If you spend enough time working in Trust & Safety, one phrase keeps appearing in policy discussions, audits, and leadership reviews: enforcement consistency.

From the outside, it sounds straightforward. Apply the same rules to everyone and treat similar content the same way.

But when you actually work inside large moderation systems, you quickly learn that consistency at scale is far more complicated than it sounds.

The Same Content Isn’t Always the Same

I remember reviewing two videos that entered a moderation queue within minutes of each other. Both were reported for violence. Both showed someone being attacked.

At first glance, they looked identical from a policy perspective.

The first video was a real assault recorded on a street. It was disturbing, clearly harmful, and violated platform rules. The decision was immediate: the content had to be removed.

The second video looked violent too, but it was actually part of a documentary discussing war crimes. The footage was graphic, but it had educational context and was used to explain historical events. According to policy, that type of content could remain on the platform with proper labeling.

Visually similar. Policy outcome completely different.

This is where enforcement consistency becomes tricky.

Context Is Everything

Most people assume inconsistency happens because moderators make mistakes. That does happen sometimes. But many differences in decisions come down to context.

Moderators are not just looking at pixels.
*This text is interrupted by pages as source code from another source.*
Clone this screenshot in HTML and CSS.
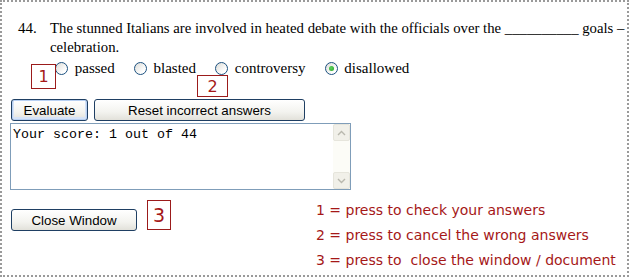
FILE: index.html
```html
<!DOCTYPE html>
<html lang="en">
<head>
  <meta charset="UTF-8">
  <title>Exercise 44</title>
  <link rel="stylesheet" href="styles.css">
</head>
<body>
  <div class="page">
    <div class="question">
      <span class="num">44.</span>
      <div class="stem">The stunned Italians are involved in heated debate with the officials over the __________ goals &ndash;<br>celebration.</div>
    </div>
    <div class="options">
      <label><input type="radio" name="q44"> passed</label>
      <label><input type="radio" name="q44"> blasted</label>
      <label><input type="radio" name="q44"> controversy</label>
      <label><input type="radio" name="q44" checked> disallowed</label>
      <span class="marker m1">1</span>
      <span class="marker m2">2</span>
    </div>
    <div class="actions">
      <button class="btn focused" style="width: 77px">Evaluate</button>
      <button class="btn" style="width: 211px">Reset incorrect answers</button>
    </div>
    <div class="scorebox">
      <textarea readonly>Your score: 1 out of 44</textarea>
      <div class="scroll">
        <span class="arrow"><svg width="9" height="6" viewBox="0 0 9 6"><path d="M1 5 L4.5 1.5 L8 5" fill="none" stroke="#b9b8ae" stroke-width="1.4"/></svg></span>
        <span class="arrow"><svg width="9" height="6" viewBox="0 0 9 6"><path d="M1 1 L4.5 4.5 L8 1" fill="none" stroke="#b9b8ae" stroke-width="1.4"/></svg></span>
      </div>
    </div>
    <div class="footer">
      <button class="btn close" style="width: 126px">Close Window</button>
      <span class="marker m3">3</span>
      <div class="legend">
        <div>1 = press to check your answers</div>
        <div>2 = press to cancel the wrong answers</div>
        <div>3 = press to &nbsp;close the window / document</div>
      </div>
    </div>
  </div>
</body>
</html>
```

FILE: styles.css
```css
html, body {
  margin: 0;
  padding: 0;
  background: #fff;
}
.page {
  width: 625px;
  height: 273px;
  border: 2px dotted #9a9a9a;
  overflow: hidden;
  font-family: "Liberation Serif", serif;
  font-size: 15px;
  color: #000;
}
.question {
  display: flex;
  padding: 17px 0 0 16px;
  line-height: 19px;
}
.num {
  width: 32px;
  flex: none;
}
.stem {
  white-space: nowrap;
  font-size: 14.75px;
}
.options {
  position: relative;
  display: flex;
  gap: 19px;
  margin: 2px 0 0 53px;
  height: 19px;
  line-height: 19px;
}
.options label {
  display: flex;
  align-items: center;
  white-space: pre;
}
.options input {
  appearance: none;
  width: 13px;
  height: 13px;
  margin: 0 3px 0 0;
  border: 1px solid #1c5180;
  border-radius: 50%;
  background: linear-gradient(135deg, #dcdcd7, #fff 75%);
  box-sizing: border-box;
  display: grid;
  place-items: center;
}
.options input:checked::after {
  content: "";
  width: 5px;
  height: 5px;
  border-radius: 50%;
  background: radial-gradient(circle at 40% 40%, #5fd35f, #21a121);
}
.marker {
  display: inline-flex;
  align-items: center;
  justify-content: center;
  border: 1px solid #9b1b1b;
  color: #a51818;
  font-family: "DejaVu Sans", sans-serif;
  box-sizing: border-box;
  background: #fff;
}
.m1, .m2 {
  position: absolute;
  font-size: 16px;
}
.m1 {
  left: -24px;
  top: 5px;
  width: 25px;
  height: 25px;
}
.m2 {
  left: 142px;
  top: 16px;
  width: 31px;
  height: 22px;
}
.actions {
  display: flex;
  gap: 6px;
  margin: 21px 0 0 9px;
}
.btn {
  height: 22px;
  padding: 0;
  border: 1px solid #1f3f63;
  border-radius: 3px;
  background: linear-gradient(#ffffff, #f3f3ef 60%, #e2e1da);
  font-family: "Liberation Sans", sans-serif;
  font-size: 13.33px;
  color: #000;
}
.btn.focused {
  box-shadow: inset 0 0 0 1px #b8d0f2, inset 0 -1px 0 2px #d6e3f7;
}
.scorebox {
  display: flex;
  width: 341px;
  height: 67px;
  margin: 2px 0 0 8px;
  border: 1px solid #7f9db9;
  box-sizing: border-box;
}
.scorebox textarea {
  flex: 1;
  border: none;
  resize: none;
  outline: none;
  padding: 3px 2px;
  margin: 0;
  font-family: "Liberation Mono", monospace;
  font-size: 13.33px;
  line-height: 15px;
  color: #000;
  overflow: hidden;
}
.scroll {
  width: 17px;
  display: flex;
  flex-direction: column;
  justify-content: space-between;
  background: #fcfcf7;
}
.arrow {
  height: 17px;
  display: grid;
  place-items: center;
  background: #f1f0e9;
  border: 1px solid #e6e5dc;
  border-radius: 2px;
  box-sizing: border-box;
}
.footer {
  display: flex;
  align-items: flex-start;
  margin: 10px 0 0 9px;
}
.btn.close {
  margin-top: 9px;
  height: 22px;
}
.m3 {
  margin: 0 0 0 10px;
  width: 24px;
  height: 30px;
  font-size: 19px;
}
.legend {
  margin: -2px 0 0 145px;
  color: #a51818;
  font-family: "DejaVu Sans", sans-serif;
  font-size: 14px;
  line-height: 25px;
}
```
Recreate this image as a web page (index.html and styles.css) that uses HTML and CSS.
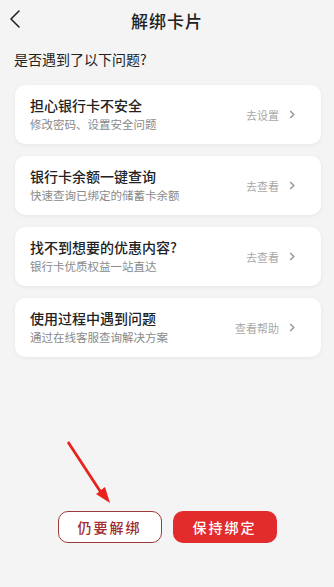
FILE: index.html
```html
<!DOCTYPE html>
<html lang="zh-CN">
<head>
    <meta charset="UTF-8">
    <meta name="viewport" content="width=device-width, initial-scale=1.0">
    <title>解绑卡片</title>
    <link rel="stylesheet" href="styles.css">
</head>
<body>
    <header class="nav">
        <svg class="back" width="12" height="20" viewBox="0 0 12 20">
            <path d="M10 2 L2 10 L10 18" fill="none" stroke="#222" stroke-width="1.6" stroke-linecap="round" stroke-linejoin="round"/>
        </svg>
        <div class="nav-title">解绑卡片</div>
    </header>

    <div class="question">是否遇到了以下问题?</div>

    <div class="list">
        <div class="card">
            <div class="card-text">
                <div class="card-title">担心银行卡不安全</div>
                <div class="card-sub">修改密码、设置安全问题</div>
            </div>
            <div class="card-action">去设置<svg class="chev" width="6" height="9" viewBox="0 0 6 9"><path d="M1.2 1 L4.8 4.5 L1.2 8" fill="none" stroke="#999" stroke-width="1.5"/></svg></div>
        </div>
        <div class="card">
            <div class="card-text">
                <div class="card-title">银行卡余额一键查询</div>
                <div class="card-sub">快速查询已绑定的储蓄卡余额</div>
            </div>
            <div class="card-action">去查看<svg class="chev" width="6" height="9" viewBox="0 0 6 9"><path d="M1.2 1 L4.8 4.5 L1.2 8" fill="none" stroke="#999" stroke-width="1.5"/></svg></div>
        </div>
        <div class="card">
            <div class="card-text">
                <div class="card-title">找不到想要的优惠内容?</div>
                <div class="card-sub">银行卡优质权益一站直达</div>
            </div>
            <div class="card-action">去查看<svg class="chev" width="6" height="9" viewBox="0 0 6 9"><path d="M1.2 1 L4.8 4.5 L1.2 8" fill="none" stroke="#999" stroke-width="1.5"/></svg></div>
        </div>
        <div class="card">
            <div class="card-text">
                <div class="card-title">使用过程中遇到问题</div>
                <div class="card-sub">通过在线客服查询解决方案</div>
            </div>
            <div class="card-action">查看帮助<svg class="chev" width="6" height="9" viewBox="0 0 6 9"><path d="M1.2 1 L4.8 4.5 L1.2 8" fill="none" stroke="#999" stroke-width="1.5"/></svg></div>
        </div>
    </div>

    <div class="buttons">
        <button class="btn btn-outline">仍要解绑</button>
        <button class="btn btn-solid">保持绑定</button>
    </div>

    <!-- red annotation arrow pointing at the unbind button -->
    <svg class="pointer" width="60" height="75" viewBox="0 0 60 75">
        <path d="M4 3 L36 52 L40 49 L45 65 L31 56 L34 54 L2 5 Z" fill="#e8231f"/>
    </svg>
</body>
</html>
```

FILE: styles.css
```css
html, body {
    margin: 0;
    padding: 0;
}
body {
    background-color: #f4f4f4;
    font-family: "Noto Sans CJK SC", "Noto Sans", sans-serif;
    color: #222;
    width: 334px;
    height: 587px;
    position: relative;
    overflow: hidden;
}

.nav {
    height: 40px;
    display: flex;
    align-items: center;
    justify-content: center;
    position: relative;
}
.back {
    position: absolute;
    left: 9px;
    top: 9px;
}
.nav-title {
    font-size: 17px;
    font-weight: 500;
    letter-spacing: 1px;
}

.question {
    font-size: 14px;
    padding: 9px 14px 0;
    line-height: 20px;
}

.list {
    padding: 16px 13px 0 15px;
    display: flex;
    flex-direction: column;
    gap: 12px;
}
.card {
    background: #fff;
    border-radius: 10px;
    height: 59px;
    box-shadow: 0 1px 4px rgba(0, 0, 0, 0.06);
    display: flex;
    align-items: center;
    padding: 0 26px 0 15px;
}
.card-text {
    flex: 1;
}
.card-title {
    font-size: 14px;
    font-weight: 500;
    line-height: 19px;
}
.card-sub {
    font-size: 11.5px;
    color: #8a8a8a;
    line-height: 17px;
    margin-top: 1px;
}
.card-action {
    font-size: 11px;
    color: #a8a8a8;
    display: flex;
    align-items: center;
}
.chev {
    margin-left: 10px;
}

.buttons {
    display: flex;
    justify-content: center;
    gap: 11px;
    margin-top: 154px;
}
.btn {
    width: 104px;
    height: 32px;
    border-radius: 10px;
    font-family: "Noto Sans CJK SC", sans-serif;
    font-size: 14px;
    letter-spacing: 2px;
    font-weight: 500;
}
.btn-outline {
    background: #fff;
    border: 1px solid #9c3b3b;
    color: #a12d2d;
}
.btn-solid {
    background: #e22b2b;
    border: none;
    color: #fff;
}

.pointer {
    position: absolute;
    left: 65px;
    top: 438px;
}
```
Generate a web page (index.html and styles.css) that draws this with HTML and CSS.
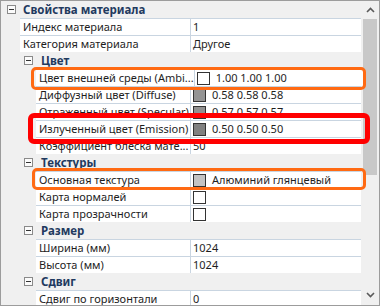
FILE: index.html
```html
<!DOCTYPE html>
<html lang="ru">
  <head>
    <meta charset="UTF-8" />
    <title>Свойства материала</title>
    <link rel="stylesheet" href="styles.css">
  </head>
  <body>
    <div class="grid">
      <div class="rows">
        <div class="cat top"><span class="tog"></span>Свойства материала</div>
        <div class="prop top"><span class="gut"></span><span class="name">Индекс материала</span><span class="val">1</span></div>
        <div class="prop top"><span class="gut"></span><span class="name">Категория материала</span><span class="val">Другое</span></div>

        <div class="cat sub"><span class="tog"></span>Цвет</div>
        <div class="prop sub"><span class="gut"></span><span class="name">Цвет внешней среды (Ambi...</span><span class="val"><i class="sw white"></i>1.00 1.00 1.00</span></div>
        <div class="prop sub"><span class="gut"></span><span class="name">Диффузный цвет (Diffuse)</span><span class="val"><i class="sw" style="background:#949494"></i>0.58 0.58 0.58</span></div>
        <div class="prop sub"><span class="gut"></span><span class="name">Отраженный цвет (Specular)</span><span class="val"><i class="sw" style="background:#919191"></i>0.57 0.57 0.57</span></div>
        <div class="prop sub"><span class="gut"></span><span class="name">Излученный цвет (Emission)</span><span class="val"><i class="sw" style="background:#808080"></i>0.50 0.50 0.50</span></div>
        <div class="prop sub"><span class="gut"></span><span class="name">Коэффициент блеска мате...</span><span class="val">50</span></div>

        <div class="cat sub"><span class="tog"></span>Текстуры</div>
        <div class="prop sub"><span class="gut"></span><span class="name">Основная текстура</span><span class="val"><i class="sw" style="background:#c3c3c3"></i>Алюминий глянцевый</span></div>
        <div class="prop sub"><span class="gut"></span><span class="name">Карта нормалей</span><span class="val"><i class="sw white"></i></span></div>
        <div class="prop sub"><span class="gut"></span><span class="name">Карта прозрачности</span><span class="val"><i class="sw white"></i></span></div>

        <div class="cat sub"><span class="tog"></span>Размер</div>
        <div class="prop sub"><span class="gut"></span><span class="name">Ширина (мм)</span><span class="val">1024</span></div>
        <div class="prop sub"><span class="gut"></span><span class="name">Высота (мм)</span><span class="val">1024</span></div>

        <div class="cat sub"><span class="tog"></span>Сдвиг</div>
        <div class="prop sub"><span class="gut"></span><span class="name">Сдвиг по горизонтали</span><span class="val">0</span></div>
      </div>

      <div class="scroll">
        <div class="arrow">
          <svg width="9" height="6" viewBox="0 0 9 6"><polyline points="1,5 4.5,1.5 8,5" fill="none" stroke="#5a5a5a" stroke-width="1.6"/></svg>
        </div>
        <div class="thumb"></div>
        <div class="arrow down">
          <svg width="9" height="6" viewBox="0 0 9 6"><polyline points="1,1 4.5,4.5 8,1" fill="none" stroke="#5a5a5a" stroke-width="1.6"/></svg>
        </div>
      </div>

      <!-- highlight frames drawn over the grid -->
      <div class="mark orange amb"></div>
      <div class="mark red emi"></div>
      <div class="mark orange tex"></div>
    </div>
  </body>
</html>
```

FILE: styles.css
```css
body {
  margin: 0;
  font-family: "Noto Sans", "Liberation Sans", sans-serif;
  font-size: 11px;
  color: #1e1e1e;
}
.grid {
  position: relative;
  width: 380px;
  height: 306px;
  box-sizing: border-box;
  border: 1px solid #9c9c9c;
  background: #f0f0f0;
  display: flex;
  overflow: hidden;
}
.rows {
  width: 360px;
}
.cat,
.prop {
  height: 17px;
  display: grid;
  grid-template-columns: var(--ind) 1fr 170px;
}
.top {
  --ind: 19px;
}
.sub {
  --ind: 35px;
}
.cat {
  display: flex;
  align-items: center;
  font-weight: bold;
  font-size: 11.5px;
  color: #1f3a5f;
  padding-left: 6px;
}
.cat.sub {
  padding-left: 23px;
}
.tog {
  width: 7px;
  height: 7px;
  border: 1px solid #8a8a8a;
  background: #fbfbfb;
  margin-right: 7px;
  position: relative;
}
.tog::after {
  content: "";
  position: absolute;
  left: 1px;
  top: 3px;
  width: 5px;
  height: 1px;
  background: #333;
}
.cat.sub .tog {
  margin-right: 8px;
}
.name,
.val {
  background: #fff;
  border-top: 1px solid #c9d5e1;
  line-height: 16px;
  white-space: nowrap;
  padding-left: 3px;
}
.name {
  border-right: 1px solid #c9d5e1;
}
.val {
  padding-left: 2px;
  display: flex;
  align-items: center;
}
.sw {
  width: 11px;
  height: 11px;
  border: 1px solid #333;
  margin-right: 6px;
  flex: none;
}
.sw.white {
  background: #fff;
}
.scroll {
  width: 18px;
  display: flex;
  flex-direction: column;
  align-items: center;
}
.arrow {
  height: 17px;
  display: flex;
  align-items: center;
  justify-content: center;
}
.arrow.down {
  margin-top: auto;
  height: 20px;
}
.thumb {
  width: 14px;
  height: 156px;
  margin-top: 1px;
  background: #c8c8c8;
}
.mark {
  position: absolute;
  box-sizing: border-box;
  border-radius: 5px;
}
.orange {
  border: 3px solid #ff6a13;
}
.red {
  border: 5px solid #ff0000;
  border-radius: 6px;
}
.amb {
  left: 30px;
  top: 66px;
  width: 335px;
  height: 23px;
}
.emi {
  left: 27px;
  top: 112px;
  width: 342px;
  height: 31px;
}
.tex {
  left: 31px;
  top: 167px;
  width: 334px;
  height: 22px;
}
```
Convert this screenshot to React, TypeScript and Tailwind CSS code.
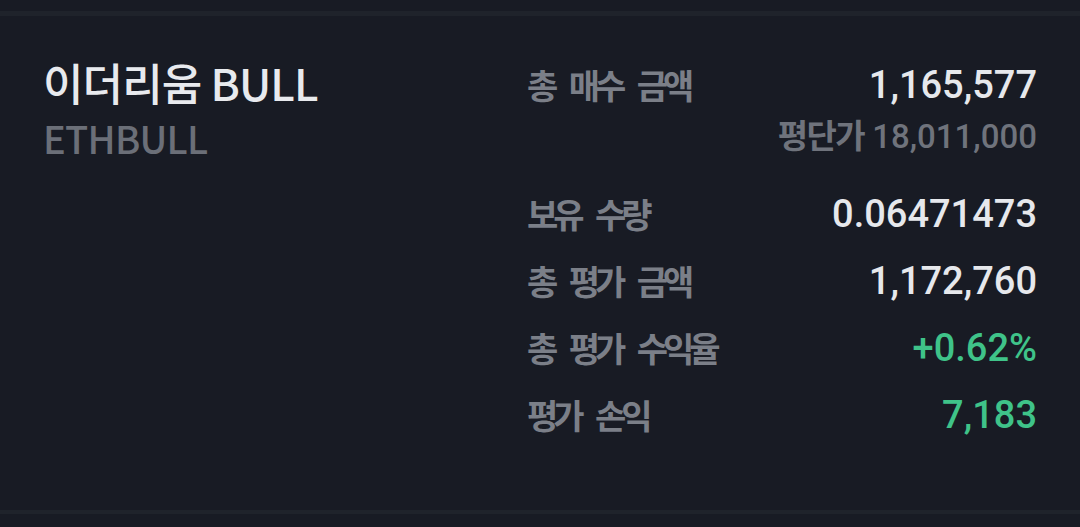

They are trying to understand intent, meaning, and surrounding information.

A sentence that looks like harassment might actually be satire.
A violent image might be part of news reporting.
A symbol might mean something completely different depending on the country where it appears.

When platforms operate globally, this becomes even more complex.

A meme that is harmless in one region might be deeply offensive in another. A slogan that looks neutral to one reviewer might have strong political meaning somewhere else.

Scale Changes Everything

Now imagine thousands of moderators reviewing content across different languages, cultures, and time zones.

Even with strong policies, small interpretation differences are inevitable.

One reviewer might recognize a cultural reference. Another might miss it. One might see sarcasm, while another sees a violation.

Add long review queues and high daily volumes, and you start to understand the operational challenge.

Consistency isn’t just a policy problem. It’s a human systems problem.

The Systems Behind Consistency

Platforms try to reduce these gaps in several ways: policy clarifications, calibration sessions, QA audits, and ongoing training.

Moderators regularly review edge cases together to align decisions. QA teams check samples of decisions to measure accuracy. Policy teams update guidelines when confusion appears.

Automation also helps identify patterns and flag similar violations. But AI still struggles with nuance, sarcasm, and local context.

Consistency Is About Direction, Not Perfection

From the outside, enforcement sometimes looks inconsistent.

From the inside, the goal is not perfect uniformity. That’s nearly impossible when humans, languages, and cultures intersect.

Real enforcement consistency means something different.

It means building systems where millions of moderation decisions gradually move in the same direction as policy intent, even when individual cases look slightly different.